EU Referendum

Booker: Germany falling?


Booker euro 782-bim.jpg

While attention in this country was focused on the "delights" of the Limpiks, writes Booker, almost wholly unnoticed here has been the extraordinary drama unfolding in Germany – portending a truly seismic shift in the history of the European Union.

With that, the Germans have at last peered into the abyss that opens in front of them as a result of pouring all that money into the coffers of their eurozone partners. And to say that they don't like what they see is a wild understatement.

Reported daily in such papers as Die Welt, Handelsblatt and Der Spiegel, a succession of politicians, financiers and commentators have concluded that, with Greece about to go bankrupt and Spain and Italy to follow, enough is enough.

Most of them argue that Greece must be allowed to leave the euro, and there is popular support for the idea, Many would like to see Spain, Italy and others leave.

So dire has this crisis become – with one senior politician estimating Germany's potential liability at more than $1 trillion – that voices are now being raised to say that the only practical solution to this mess would be for Germany itself to abandon the euro.

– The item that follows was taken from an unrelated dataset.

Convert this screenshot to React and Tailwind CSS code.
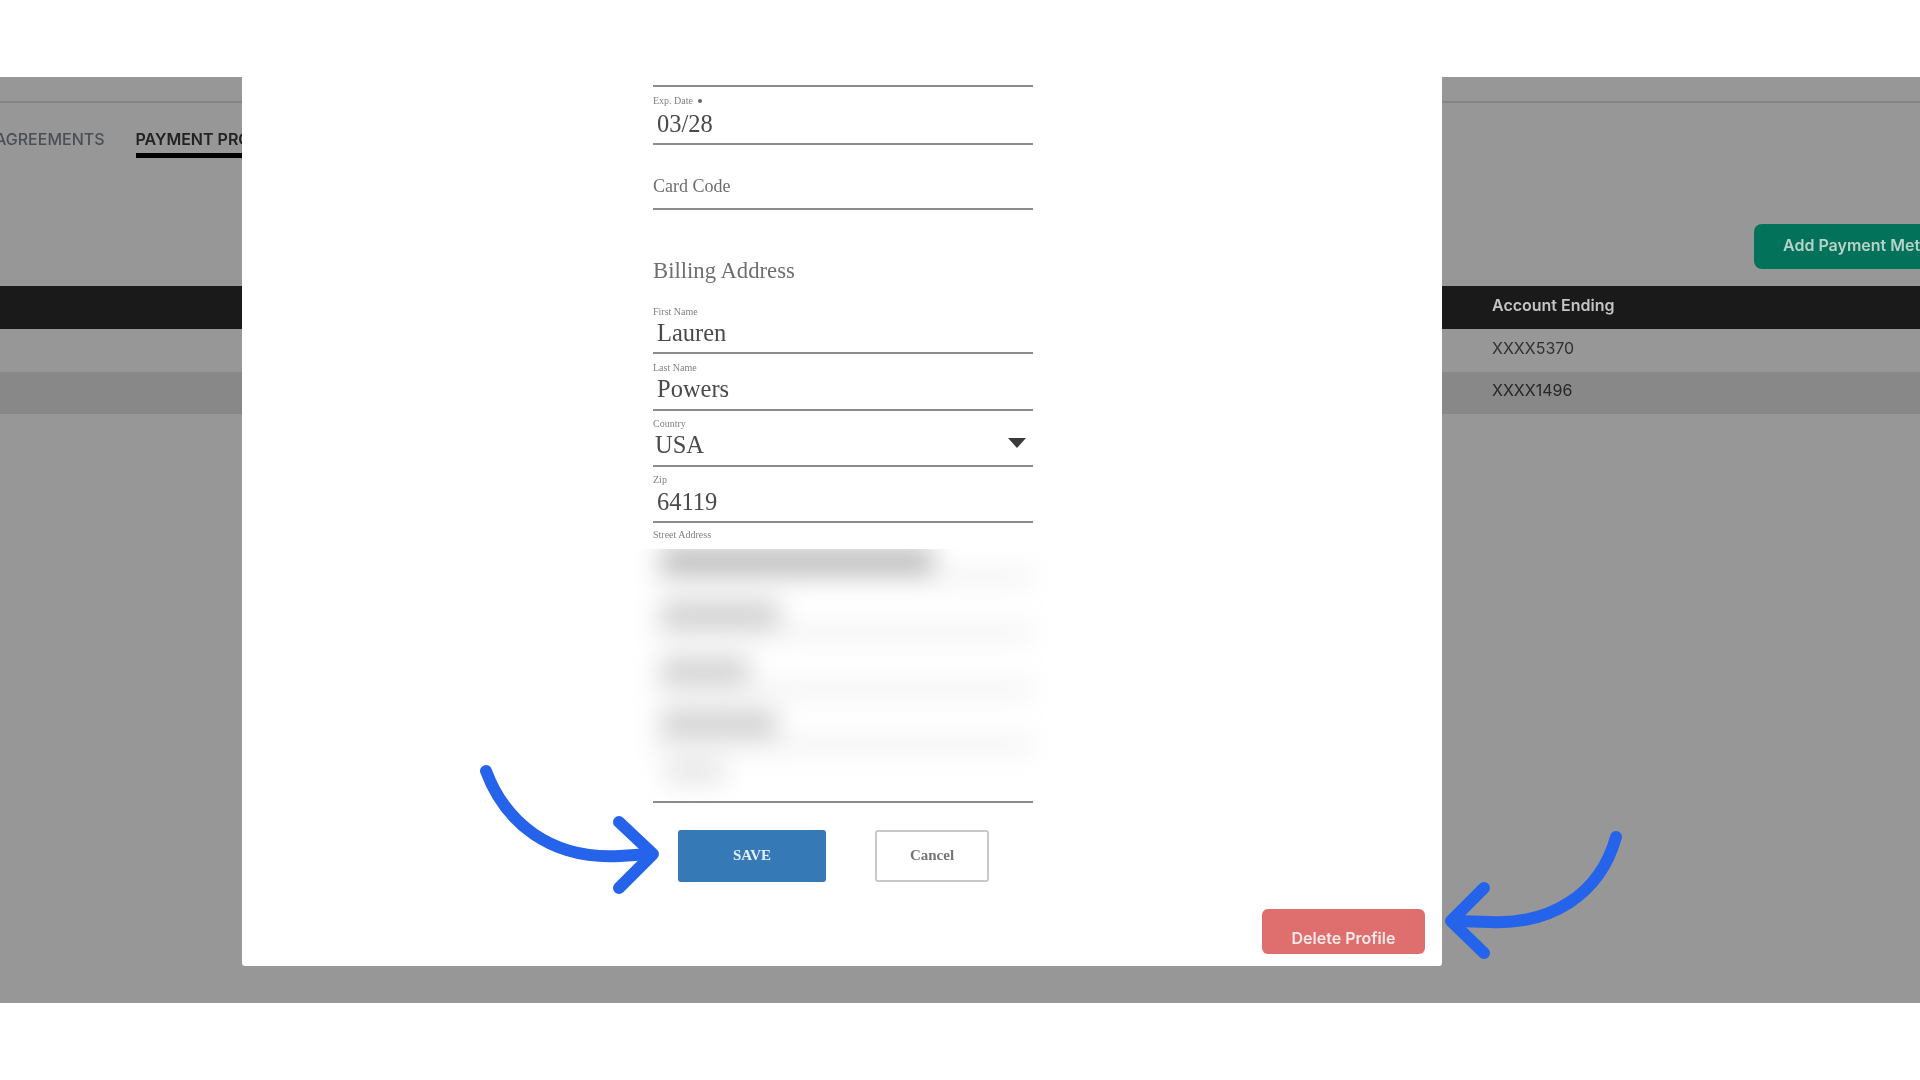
import React from "react";

function Field({ label, value, className = "", pad = "pt-2", valueClass = "mt-[2px]", dot = false, caret = false, valuePad = "pl-1" }) {
  return (
    <div className={`box-border flex flex-col border-b-2 border-[#8c8c8c] ${pad} ${className}`}>
      <div className="flex h-3 items-center gap-[5px] text-[10px] leading-3 text-[#808080]">
        <span>{label}</span>
        {dot && <span className="h-1 w-1 rounded-full bg-[#666]" />}
      </div>
      <div className={`flex h-7 items-center justify-between text-[24.5px] leading-7 text-[#4a4a4a] ${valueClass} ${valuePad}`}>
        <span>{value}</span>
        {caret && (
          <svg width="18" height="10" viewBox="0 0 18 10" className="mr-[7px] -mt-[4px]">
            <path d="M0 0 H18 L9 10 Z" fill="#3a3a3a" />
          </svg>
        )}
      </div>
    </div>
  );
}

function BlurRow({ barWidth, barTone, pad = "pt-[24px]" }) {
  return (
    <div className={`box-border h-14 border-b-2 border-[#999999] ${pad}`}>
      <div className={`ml-[8px] h-6 ${barWidth} ${barTone}`} />
    </div>
  );
}

export default function App() {
  return (
    <div className="relative h-[1080px] w-[1920px] overflow-hidden bg-white pt-[77px] font-['Inter',sans-serif]">
      <div className="relative h-[926px] overflow-hidden bg-[#979797] blur-[0.7px]">
        <div className="h-[26px] border-b-2 border-[#858585]" />
        <div className="-ml-[5px] mt-6 flex gap-[31px] text-base font-medium leading-6">
          <div className="text-[#4a4e55]">AGREEMENTS</div>
          <div className="w-[142px] overflow-hidden whitespace-nowrap border-b-[5px] border-black pb-[2px] font-semibold text-[#222]">
            PAYMENT PROFILES
          </div>
        </div>
        <div className="ml-[1754px] mt-[66px] flex h-[45px] w-[200px] items-start rounded-l-[8px] bg-[#03725a] pl-[29px] pt-[9px] text-base font-semibold leading-6 whitespace-nowrap text-[#b9d2c9]">
          Add Payment Method
        </div>
        <div className="mt-[17px] flex h-[43px] items-center bg-[#1a1a1a] pb-[6px] pl-[1492px] text-base font-semibold text-[#c4c4c4]">
          Account Ending
        </div>
        <div className="flex h-[43px] items-center pb-[5px] pl-[1492px] text-base text-[#303030]">XXXX5370</div>
        <div className="flex h-[42px] items-center bg-[#888888] pb-[6px] pl-[1492px] text-base text-[#262626]">XXXX1496</div>

        <div className="absolute left-[242px] top-0 h-[889px] w-[1200px] overflow-hidden rounded-b-[3px] bg-white font-['Liberation_Serif',serif]">
          <div className="ml-[411px] w-[380px] pt-2">
            <div className="h-[2px] bg-[#8c8c8c]" />
            <Field label="Exp. Date" value="03/28" dot valueClass="mt-[3px]" className="h-[58px]" />
            <div className="box-border h-[65px] border-b-2 border-[#8c8c8c] pt-[29px] text-lg leading-6 text-[#6e6e6e]">
              Card Code
            </div>
            <div className="mb-[13px] mt-[47px] text-[22.7px] leading-7 text-[#6e6e6e]">Billing Address</div>
            <Field label="First Name" value="Lauren" valueClass="mt-[1px]" className="h-14" />
            <Field label="Last Name" value="Powers" valueClass="mt-[1px]" className="h-[57px]" />
            <Field label="Country" value="USA" caret pad="pt-[7px]" valueClass="mt-[1px]" valuePad="pl-[2px]" className="h-14" />
            <Field label="Zip" value="64119" pad="pt-[7px]" valueClass="mt-[2px]" className="h-14" />
            <div className="h-[26px] pt-[6px] text-[10px] leading-3 text-[#808080]">Street Address</div>
            <div className="-mx-5 h-[252px] overflow-hidden px-5">
              <div className="-mt-[27px] blur-[13px]">
                <BlurRow barWidth="w-[272px]" barTone="bg-[#b8b8b8]" pad="pt-[26px]" />
                <BlurRow barWidth="w-[118px]" barTone="bg-[#cccccc]" />
                <BlurRow barWidth="w-[88px]" barTone="bg-[#cecece]" />
                <BlurRow barWidth="w-[116px]" barTone="bg-[#cccccc]" pad="pt-[21px]" />
                <div className="ml-[12px] mt-[16px] h-5 w-[60px] bg-[#e2e2e2]" />
              </div>
            </div>
            <div className="h-[2px] bg-[#8c8c8c]" />
            <div className="ml-[25px] mt-[27px] flex items-stretch gap-[49px] text-[15px] font-bold">
              <div className="flex h-[52px] w-[148px] items-center justify-center rounded-[3px] bg-[#357ab7] pb-[2px] text-[#e6edf5]">
                SAVE
              </div>
              <div className="box-border flex h-[52px] w-[114px] items-center justify-center rounded-[3px] border-2 border-[#c8c8c8] bg-white pb-[2px] text-[#757575]">
                Cancel
              </div>
            </div>
          </div>
          <div className="mt-[27px] flex justify-end pr-[17px]">
            <div className="flex h-[45px] w-[163px] items-start justify-center rounded-[6px] bg-[#df6e6e] pt-[17px] font-['Inter',sans-serif] text-base font-semibold leading-6 text-[#fbeaea]">
              Delete Profile
            </div>
          </div>
        </div>
      </div>

      <svg
        className="pointer-events-none absolute left-0 top-0"
        width="1920"
        height="1080"
        viewBox="0 0 1920 1080"
        fill="none"
        stroke="#2563eb"
        strokeWidth="12"
        strokeLinecap="round"
        strokeLinejoin="round"
      >
        <path d="M486 771 C505 822 550 860 620 856 L650 854" />
        <path d="M619 822 L653 854 L619 888" />
        <path d="M1616 837 C1600 895 1550 925 1490 922 L1455 921" />
        <path d="M1484 888 L1451 921 L1484 953" />
      </svg>
    </div>
  );
}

This is by no means a new suggestion, but when it makes the front page of Handlesblatt, there is a sense that we have passed to point of no return. And with the German departure, the rest of the eurozone could be left to sink or swim with a currency which, without Germany's backing, would face a massive devaluation.

These are the issues which we have been following on the blog (go to the "archive" link, and then do a search for the keyword "eurocrash") but, as Booker points out, one of the oddest features of this crisis is how little it has been reported outside Germany.

However, we do not need to be too shifty about this. It is not only the British media that has gone AWOL. Most of the European media – and well as the US and the English-speaking world - has been ignoring a drama in Germany which has precipitated an unprecedented torrent over hostile coverage on the single currency.

This is partly because so much is fogged by the public show put on by other European players, notably the Commission and the head of the European Central Bank, to promote the idea that "the euro cannot be allowed to fail". 

Partly, also, the issue has been left to economics and business writers, who understand little of the politics, and rely far too much on market analysts who know little of the issues and less of the history.

Without a firm grounding in the history of the project, it is easy to fall into the trap of believing the single currency is an economic project gone wrong, instead of the supreme symbol of the European project's overriding aim, to weld the countries of Europe together in full fiscal and political union.

Furthermore, without understanding the political issues, and that planned development require a major new treaty, with a further massive surrender of national sovereignty, it is easy to be misled by market signals.

However, the likelihood of such a treaty being ratified – since it would require a slew of referendums, several of which would probably be lost – is remote, and certainly not in time to affect the course of the crisis - as Otmar Issing points out in an earlier piece.

Crucially, such a treaty would have to be ratified by Germany itself, and next month her constitutional court will rule on whether the precursor step of the ESM would be a breach of her Basic Law, which forbids any surrender of sovereignty to an outside power.

Not only that, Angela Merkel, facing an election next year, cannot afford to ignore the evidence of the polls – that a vast majority of her people say they have had enough of being expected to bail out their failing neighbours indefinitely. Thus, Merkel herself concedes that the election will be fought over "Europe".

Without question, says Booker, this is by far the gravest crisis the "project" has ever faced. But it is one which it has hubristically brought on itself, with all the inevitability of a Greek tragedy. The gamble it took in the 1990s, to impose a common currency without first creating the political union without which (as was observed at the time) it could not work, is simply not paying off.

As telling as anything in this drama has been the silence of France, under its new president, François Hollande, who, if anything, sides with those who look to Germany to bail them out. Although the pair are to meet later this week, the "Franco-German motor" of integration appears to be dying – and with it the entire project it drove forward for 50 years.

As for us British, despite the "little England rhetoric" of those who argue that Britain can lead the way out of the mess that the EU has become, our politicians sit impotently on the sidelines, largely ignorant of the events occurring in German, and wholly irrelevant.

When the crash comes, though, it will draw us down with it, as in the coming months it makes front-page news across the world. But our politicians, and the "europlastic" community will be the last to realise – and completely unequipped to deal with the consequences.

The most likely outcome, it seems, will be that Britain will be the last country left in the EU, long after all the other members have departed, still obeying all the directives and regulations, and sending off our ministers to Brussels for their orders.

And the most likely trigger of the collapse will be Germany, a country which is finally recognising that membership of the EU is incompatible with democracy and, unlike the UK, looks set to do something about it.